The second reason why criticism has been so sparse is that this film, for all its period feel, was conceived as a message for our time. Clearly, but without overt signposting, audiences are encouraged to draw parallels between the paranoid and repressive climate of the United States in the early Fifties and the post-September 11 sense of vulnerability that produced the Patriot Act and the war in Iraq. Brave journalists saved US democracy then, we are told, against venal politicians and weak presidents; brave journalists can save us now.

So we journalists can all go home feeling extraordinarily good about ourselves and our noble calling. Such warm feelings, however, have a downside: they risk cosseting us against the less savoury realities of journalism, especially journalism as it is practised on the other side of the Atlantic.

In the United States, a small journalistic élite, across broadcasting and the press, enjoys a cult status that, for the most part - thank goodness - they do not enjoy here. It is possible in Britain to be respected as a reporter, presenter, editor or broadcaster without also being regarded as a celebrity or a saint.

The pedestal on which outstanding American journalists are placed, the money they earn and the awe in which they are held by politicians and by their peers, raises them into national heroes. They become inviolate.

Ed Murrow may have been the first journalist-god; Bob Woodward of Watergate fame is surely another, along with the late Walter Cronkite and Dan Rather. Bob Woodward, who now earns a fortune from under-edited books based on privileged access to the political élite, remains on the staff of the Washington Post even though he last year admitted to holding back an important story in order to break it in his latest book. Dan Rather's fall - after fronting a programme based on compromising documents about George Bush's military service that turned out to be false - was all the greater for the exaggerated esteem in which he was held.

Undoubtedly, in taking on Joe McCarthy, Ed Murrow showed tremendous courage. But he had certain advantages as well. His star status gave him a leverage at CBS and a political leeway. He was also a very rich man: rich enough to fund his hardest-hitting broadcast when the advertiser that funded it, Alcoa, pulled out rather than jeopardise the political patronage it enjoyed from the government. In every respect, Murrow was an exception. But it would be quite possible to leave Good Night, and Good Luck with the impression that most American journalists were political dissidents of a similarly heroic stamp.

Yet this is patently not so. Murrow is the subject of this film because he was the exception, not the rule. The extended inquest at the New York Times over its mostly uncritical coverage of Iraq's weapons of mass destruction revealed how even the most august upholder of media freedom and liberal values had been in thrall to the pervasive post-9/11 paranoia, and was timid about criticising the Bush administration.

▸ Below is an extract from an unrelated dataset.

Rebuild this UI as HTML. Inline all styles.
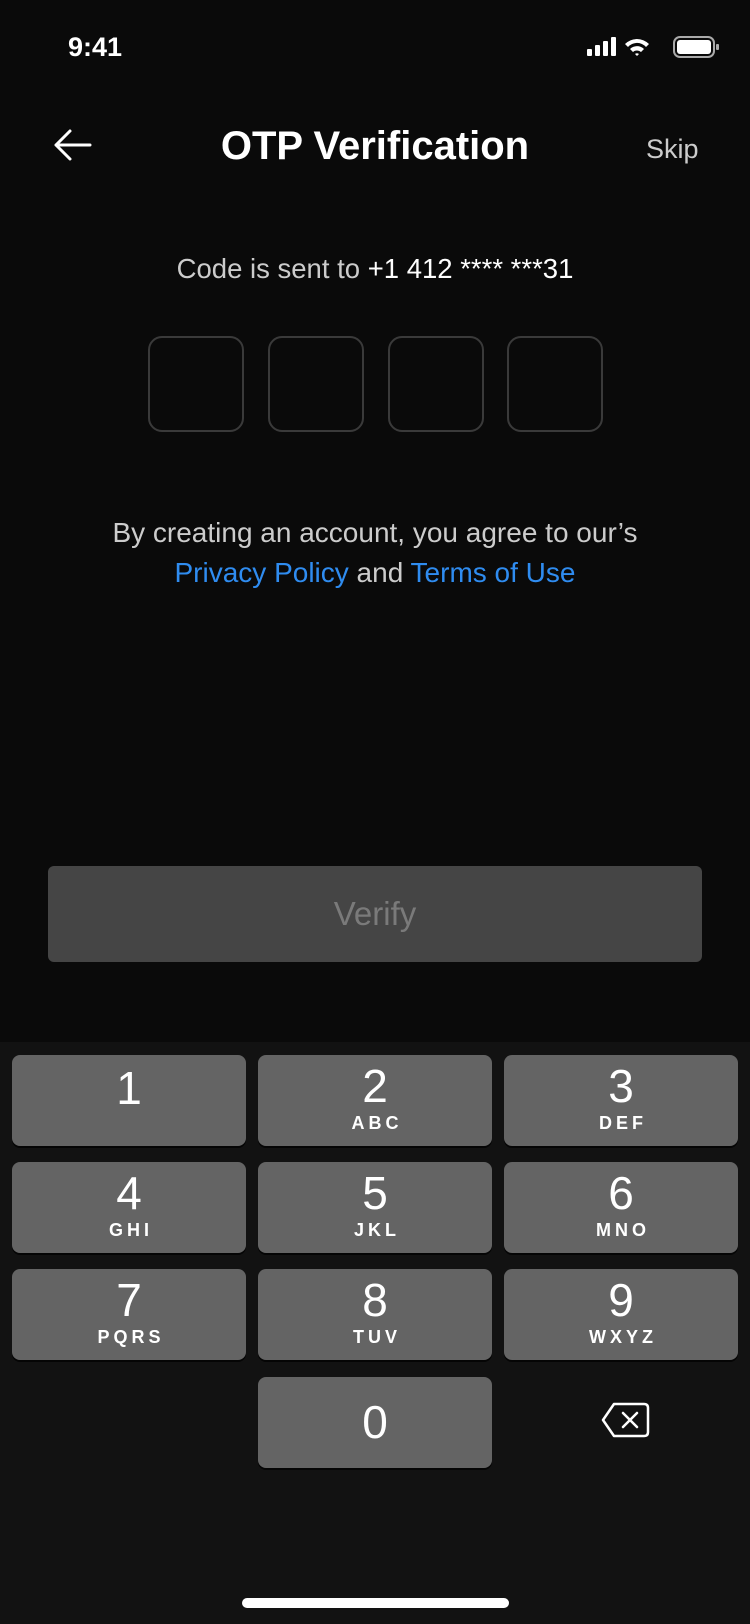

Further down the line, its support for Judith Miller, the senior (and well-connected) reporter who went to prison rather than divulge a confidential source, showed a similarly exaggerated respect for the cult of the journalist.

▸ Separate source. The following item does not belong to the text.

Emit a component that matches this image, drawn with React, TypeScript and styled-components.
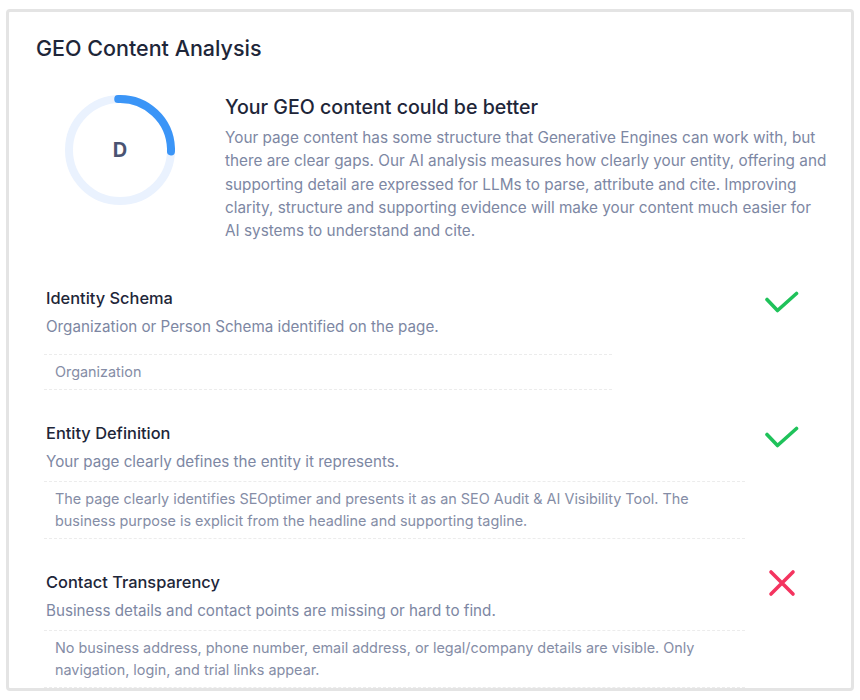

The Miller case was a classic example of confused values. Although New York Times editors apparently believed they were upholding the sacrosanct principle of confidentiality of sources, they were actually protecting the Bush administration from the damaging charge that it had leaked the identity of a CIA operative in order to damage her husband. A less reverential attitude towards the journalistic calling, fewer pedestals and a more questioning attitude across the board might have served the paper's readers better.

As a species, journalists are not necessarily any braver, more noble or more independent-minded than other people. We can only be grateful that some are, and that the rather less reverential public attitude towards journalism and journalists on this side of the Atlantic forces most of us to keep our feet firmly on the ground.